* **TASK DESCRIPTION**: Using the listing below, give the number of lines where "index" appears, and nothing else.
** begin **
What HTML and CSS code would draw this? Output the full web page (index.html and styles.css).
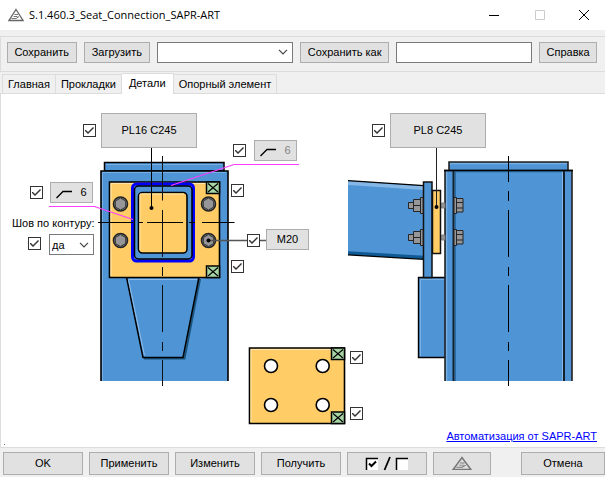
FILE: index.html
```html
<!DOCTYPE html>
<html lang="ru">
<head>
<meta charset="utf-8">
<title>S.1.460.3_Seat_Connection_SAPR-ART</title>
<link rel="stylesheet" href="styles.css">
</head>
<body>
<svg class="defs" aria-hidden="true">
  <symbol id="logo" viewBox="0 0 16 14">
    <path d="M8 1.5 15 12.5H1Z" fill="none" stroke="currentColor" stroke-width="1.3"/>
    <path d="M6.500 6.500H10M9.500 8.500H5.500M3.500 10.500H8L11 8.500" fill="none" stroke="currentColor" stroke-width=".9"/>
  </symbol>
  <symbol id="chevron" viewBox="0 0 10 6">
    <path d="M1 .8 5 4.8 9 .8" fill="none" stroke="currentColor" stroke-width="1.2"/>
  </symbol>
  <symbol id="weld" viewBox="0 0 16 9">
    <path d="M.5 8 7 1.5H16" fill="none" stroke="#000" stroke-width="1.3"/>
  </symbol>
</svg>
<div class="window">
  <header class="titlebar">
    <svg class="logo"><use href="#logo"/></svg>
    <h1 class="title">S.1.460.3_Seat_Connection_SAPR-ART</h1>
    <div class="caption">
      <button class="cap" aria-label="Свернуть"><svg viewBox="0 0 10 10"><path d="M0 5.5H10" stroke="#000"/></svg></button>
      <button class="cap" aria-label="Развернуть" disabled><svg viewBox="0 0 10 10"><path d="M.5.5H9.5V9.5H.5Z" fill="none" stroke="#ccc"/></svg></button>
      <button class="cap" aria-label="Закрыть"><svg viewBox="0 0 10 10"><path d="M0 0 10 10M10 0 0 10" stroke="#000"/></svg></button>
    </div>
  </header>

  <div class="toolbar">
    <button class="btn">Сохранить</button>
    <button class="btn load">Загрузить</button>
    <div class="combo field"><select aria-label="Настройки"><option></option></select><svg><use href="#chevron"/></svg></div>
    <button class="btn wide">Сохранить как</button>
    <input class="field text" type="text" aria-label="Имя файла">
    <button class="btn help">Справка</button>
  </div>

  <nav class="tabs" role="tablist">
    <button class="tab" role="tab">Главная</button>
    <button class="tab" role="tab">Прокладки</button>
    <button class="tab active" role="tab" aria-selected="true">Детали</button>
    <button class="tab" role="tab">Опорный элемент</button>
  </nav>

  <main class="stage">
    <svg class="drawing" viewBox="0 94 605 353" aria-hidden="true">
      <defs>
        <g id="bolt">
          <circle r="7" fill="#858585" stroke="#252525" stroke-width="1.6"/>
          <path d="M0-6 5.2-3V3L0 6-5.2 3V-3Z" fill="#969698" stroke="#333"/>
        </g>
        <g id="mark">
          <path d="M0 0H13V11.500H0Z" fill="#a6d6a6" stroke="#000" stroke-width="1.5"/>
          <path d="M1.500 1.500 11.500 10M11.500 1.500 1.500 10" stroke="#000" stroke-width="1.2"/>
        </g>
        <g id="sidebolt" fill="#969698" stroke="#252525">
          <path d="M408.500-3H414V3H408.500Z"/>
          <path d="M413.500-6H420.500V6H413.500ZM413.500 0H420.500"/>
          <path d="M420.500-8H423V8H420.500Z"/>
          <path d="M441.500-2.500H445V2.500H441.500Z" stroke="#777"/>
          <path d="M454-8H456.500V8H454Z"/>
          <path d="M456.500-7H463V6.500H456.500ZM456.500-3H463M456.500 2.500H463"/>
        </g>
      </defs>

      <!-- front view: column -->
      <path d="M104.500 171V162.500H224V171Z" fill="#4f94d4" stroke="#000" stroke-width="1.5"/>
      <path d="M106 164.500H222" stroke="#79b0e4"/>
      <path d="M101 381V171H228V381" fill="#4f94d4" stroke="#000" stroke-width="1.6"/>
      <path d="M102.500 381V172.500H226" fill="none" stroke="#79b0e4"/>
      <!-- seat bracket -->
      <path d="M200 279 184.500 358.500H144" fill="none" stroke="#1b557f" stroke-width="2"/>
      <path d="M126.500 277 143 357.500H183L199 277" fill="#4f94d4" stroke="#000" stroke-width="1.5"/>
      <path d="M128.500 279.500H197M128.500 280 144.500 355.500" fill="none" stroke="#8fbdea"/>
      <!-- face plate -->
      <path d="M109.500 182H219.500V277.500H109.500Z" fill="#ffcc66" stroke="#000" stroke-width="1.6"/>
      <path d="M111 276V183.500H206" fill="none" stroke="#ffe6b0"/>
      <rect x="132.500" y="184" width="61" height="77" rx="4" fill="#4f94d4" stroke="#00f" stroke-width="3"/>
      <rect x="134.500" y="186" width="57.500" height="73" rx="4" fill="#4f94d4" stroke="#000" stroke-width="1.500"/>
      <rect x="138.500" y="192.500" width="48.500" height="60.500" rx="4" fill="#ffcc66" stroke="#000" stroke-width="1.600"/>
      <path d="M140 250V194H184" fill="none" stroke="#ffe6b0"/>
      <use href="#bolt" x="120.500" y="204"/><use href="#bolt" x="208.500" y="204"/>
      <use href="#bolt" x="120.500" y="240.500"/><use href="#bolt" x="208.500" y="240.500"/>
      <use href="#mark" x="206.500" y="182"/><use href="#mark" x="206.500" y="266"/>
      <!-- axes and leaders -->
      <path d="M162.500 156V200.500M162.500 210V257M162.500 267V276M162.500 285V332M162.500 342V351M162.500 360V386" stroke="#111"/>
      <path d="M98 222.500H133M138 222.500H143M147 222.500H183M189 222.500H195M202 222.500H234.500" stroke="#000"/>
      <path d="M151.500 148V208" stroke="#000"/><circle cx="151.500" cy="208" r="2"/>
      <path d="M208 240.500H267" stroke="#555" stroke-width="1.500"/><circle cx="208.500" cy="240.500" r="2"/>
      <path d="M171 185.500 234 164.500H299M49 206.500H94.500L133 219.500" fill="none" stroke="#ff3cff" stroke-width="1.200"/>

      <!-- loose plate -->
      <path d="M249.500 348H344.500V423.500H249.500Z" fill="#ffcc66" stroke="#000" stroke-width="1.600"/>
      <path d="M251 422V349.500H331" fill="none" stroke="#ffe6b0"/>
      <g fill="#fff" stroke="#000" stroke-width="1.600">
        <circle cx="271" cy="366" r="6.500"/><circle cx="322.700" cy="366" r="6.500"/>
        <circle cx="271" cy="405" r="6.500"/><circle cx="322.700" cy="405" r="6.500"/>
      </g>
      <use href="#mark" x="331.500" y="348"/><use href="#mark" x="331.500" y="412"/>

      <!-- side view: beam -->
      <path d="M348 180.500 424 185.500V259L348 254.500Z" fill="#4f94d4"/>
      <path d="M348 183 424 188" stroke="#84b6e6" stroke-width="4"/>
      <path d="M348 253 424 257.500" stroke="#0f5a94" stroke-width="3.500"/>
      <path d="M348 180.700 424 185.700M348 254.800 424 259.300" stroke="#000" stroke-width="1.200"/>
      <!-- seat block -->
      <path d="M418.500 277.500H446V357.500H418.500Z" fill="#4f94d4" stroke="#000" stroke-width="1.400"/>
      <path d="M420.500 356V279.500H445" fill="none" stroke="#79b0e4"/>
      <!-- column -->
      <path d="M449 171V162H568V171" fill="#4f94d4" stroke="#222" stroke-width="1.600"/>
      <path d="M450 163.700H567" stroke="#84b6e6"/>
      <path d="M445 381V170.500H572V381" fill="#4f94d4" stroke="#222" stroke-width="1.600"/>
      <path d="M444 170.500H573" stroke="#000" stroke-width="1.400"/>
      <path d="M454 171.700H563" stroke="#1b557f"/>
      <path d="M446.700 172V381M562.500 172V381" stroke="#84b6e6"/>
      <path d="M455.500 172V381" stroke="#2a6da6"/>
      <path d="M453.500 171V381M564 171V381" stroke="#14202c" stroke-width="2"/>
      <!-- end plate and shim -->
      <path d="M423.500 277.500V182H432V277.500Z" fill="#4f94d4" stroke="#111" stroke-width="1.500"/>
      <path d="M432.500 190.500H440.500V253.500H432.500Z" fill="#ffcc66" stroke="#111" stroke-width="1.500"/>
      <use href="#sidebolt" y="205.500"/><use href="#sidebolt" y="237.500"/>
      <path d="M436.500 148V207" stroke="#222"/><circle cx="436.500" cy="207" r="2"/>
      <path d="M508.500 156V182M508.500 191V201M508.500 210V257M508.500 267V276M508.500 285V332M508.500 342V351M508.500 360V386" stroke="#000"/>
      <path d="M4 444.500H5" stroke="#777"/>
    </svg>

    <input class="pin check c-pl16" type="checkbox" checked aria-label="PL16 C245">
    <button class="pin btn part b-pl16">PL16 C245</button>
    <input class="pin check c-weld-r" type="checkbox" checked aria-label="Шов 6">
    <button class="pin btn weld b-weld-r" disabled><svg><use href="#weld"/></svg>6</button>
    <input class="pin check c-weld-l" type="checkbox" checked aria-label="Шов 6">
    <button class="pin btn weld b-weld-l"><svg><use href="#weld"/></svg>6</button>
    <label class="pin l-seam" for="seam">Шов по контуру:</label>
    <input class="pin check c-seam" type="checkbox" checked aria-label="Шов по контуру">
    <div class="pin combo field s-seam"><select id="seam"><option>да</option><option>нет</option></select><svg><use href="#chevron"/></svg></div>
    <input class="pin check c-top" type="checkbox" checked aria-label="Верхний угол">
    <input class="pin check c-m20" type="checkbox" checked aria-label="M20">
    <button class="pin btn small b-m20">M20</button>
    <input class="pin check c-bottom" type="checkbox" checked aria-label="Нижний угол">
    <input class="pin check c-pl8" type="checkbox" checked aria-label="PL8 C245">
    <button class="pin btn part b-pl8">PL8 C245</button>
    <input class="pin check c-plate-t" type="checkbox" checked aria-label="Верхний угол прокладки">
    <input class="pin check c-plate-b" type="checkbox" checked aria-label="Нижний угол прокладки">
    <a class="link" href="#">Автоматизация от SAPR-ART</a>
  </main>

  <footer class="actions">
    <button class="btn">OK</button>
    <button class="btn">Применить</button>
    <button class="btn">Изменить</button>
    <button class="btn">Получить</button>
    <button class="btn" aria-label="Переключить флажки">
      <svg class="toggle" viewBox="0 0 44 15">
        <path d="M2 3H13V14H2Z" fill="#fff"/><path d="M1.500 14V2.500H13" fill="none" stroke="#000" stroke-width="1.500"/>
        <path d="M4 7.500 6.500 10 11 5.500" fill="none" stroke="#000" stroke-width="2"/>
        <path d="M19.500 14 25 1" stroke="#000" stroke-width="1.800"/>
        <path d="M32 3H43V14H32Z" fill="#fff"/><path d="M31.500 14V2.500H43" fill="none" stroke="#000" stroke-width="1.500"/>
      </svg>
    </button>
    <button class="btn brand" aria-label="SAPR-ART"><svg viewBox="0 0 16 14" preserveAspectRatio="none"><use href="#logo"/></svg></button>
    <button class="btn cancel">Отмена</button>
  </footer>
</div>
</body>
</html>
```

FILE: styles.css
```css
* { box-sizing: border-box; }

body {
  margin: 0;
  background: #f0f0f0;
  color: #000;
  font: 11px/14px "Liberation Sans", Arial, sans-serif;
}

button, input, select { font: inherit; color: inherit; }

.defs { position: absolute; width: 0; height: 0; }

.window {
  display: flex;
  flex-direction: column;
  min-height: 100vh;
}

/* Title bar */
.titlebar {
  display: flex;
  align-items: center;
  height: 30px;
  padding-left: 8px;
  background: #fff;
}
.logo { width: 16px; height: 14px; color: #666; }
.title {
  flex: 1;
  margin: 0 0 0 5px;
  font: 11px/16px "Open Sans", "Segoe UI", sans-serif;
}
.caption { display: flex; }
.cap {
  display: grid;
  place-items: center;
  width: 46px;
  height: 28px;
  padding: 0;
  border: 0;
  background: none;
}
.cap:last-child { width: 42px; }
.cap svg { width: 10px; height: 10px; }

/* Shared controls */
.btn {
  display: flex;
  align-items: center;
  justify-content: center;
  height: 21px;
  padding: 0 0 1px;
  border: 1px solid #adadad;
  background: #e1e1e1;
  white-space: nowrap;
}
.btn:disabled { color: #838383; }
.field {
  height: 21px;
  border: 1px solid #7a7a7a;
  background: #fff;
}
.combo { display: flex; align-items: center; position: relative; }
.combo select {
  appearance: none;
  width: 100%;
  height: 100%;
  padding: 0 16px 0 2px;
  border: 0;
  background: none;
}
.combo svg {
  position: absolute;
  right: 4px;
  width: 10px;
  height: 6px;
  color: #444;
  pointer-events: none;
}
.check {
  appearance: none;
  width: 13px;
  height: 13px;
  margin: 0;
  border: 1px solid #333;
  background: #fff;
}
.check:checked::before {
  content: "";
  display: block;
  width: 11px;
  height: 11px;
  background: #333;
  clip-path: polygon(1px 5px, 2px 5px, 4px 7px, 9px 2px, 10px 3px, 4px 9px, 1px 6px);
}

/* Toolbar */
.toolbar {
  display: flex;
  align-items: center;
  gap: 7px;
  height: 36px;
  margin-top: 6px;
  padding: 0 8px 4px 6px;
  border: 1px solid #dcdcdc;
  border-right: 0;
}
.toolbar .btn { flex: 69 1 0; }
.toolbar .field { flex: 137 1 0; min-width: 0; padding: 0; }
.toolbar .load { flex-grow: 66; }
.toolbar .wide { flex-grow: 89; }
.toolbar .help { flex-grow: 57; }

/* Tabs */
.tabs {
  display: flex;
  align-items: flex-end;
  height: 22px;
  padding-left: 2px;
  border-bottom: 1px solid #dcdcdc;
}
.tab {
  height: 19px;
  padding: 0 5px;
  border: 1px solid #dcdcdc;
  border-width: 1px 1px 0 0;
  background: #f0f0f0;
}
.tab:first-child { border-left-width: 1px; }
.tab.active {
  height: 21px;
  margin-bottom: -1px;
  padding: 0 7px 2px;
  background: #fff;
}

/* Drawing sheet */
.stage {
  position: relative;
  flex: 1;
  border-bottom: 1px solid #dcdcdc;
  background: #fff;
  box-shadow: inset 1px 0 #dcdcdc;
}
.drawing { display: block; width: 605px; height: 353px; }
.pin { position: absolute; }
.part { width: 96px; height: 35px; }
.weld { gap: 8px; width: 43px; }
.weld svg { width: 16px; height: 9px; margin-top: 5px; }
.small { width: 43px; }

.c-pl16 { left: 83px; top: 30px; }
.b-pl16 { left: 101px; top: 19px; }
.c-weld-r { left: 233px; top: 50px; }
.b-weld-r { left: 254px; top: 46px; }
.c-weld-l { left: 30px; top: 92px; }
.b-weld-l { left: 50px; top: 88px; }
.l-seam { left: 12px; top: 122px; }
.c-seam { left: 28px; top: 143px; }
.s-seam { left: 49px; top: 140px; width: 45px; }
.c-top { left: 231px; top: 90px; }
.c-m20 { left: 247px; top: 140px; }
.b-m20 { left: 266px; top: 135px; }
.c-bottom { left: 231px; top: 166px; }
.c-pl8 { left: 372px; top: 30px; }
.b-pl8 { left: 390px; top: 19px; }
.c-plate-t { left: 350px; top: 257px; }
.c-plate-b { left: 350px; top: 313px; }
.link {
  position: absolute;
  right: 8px;
  bottom: 4px;
  color: #00f;
}

/* Footer */
.actions {
  display: flex;
  gap: 6px;
  padding: 4px 0 2px 3px;
}
.actions .btn { flex: 0 1 80px; height: 23px; }
.actions .brand { flex-basis: 58px; }
.actions .cancel { flex-basis: 84px; margin-left: auto; }
.toggle { width: 44px; height: 15px; }
.brand svg { width: 20px; height: 15px; color: #777; }
```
** end **
* **COMPLETED TASK**: 2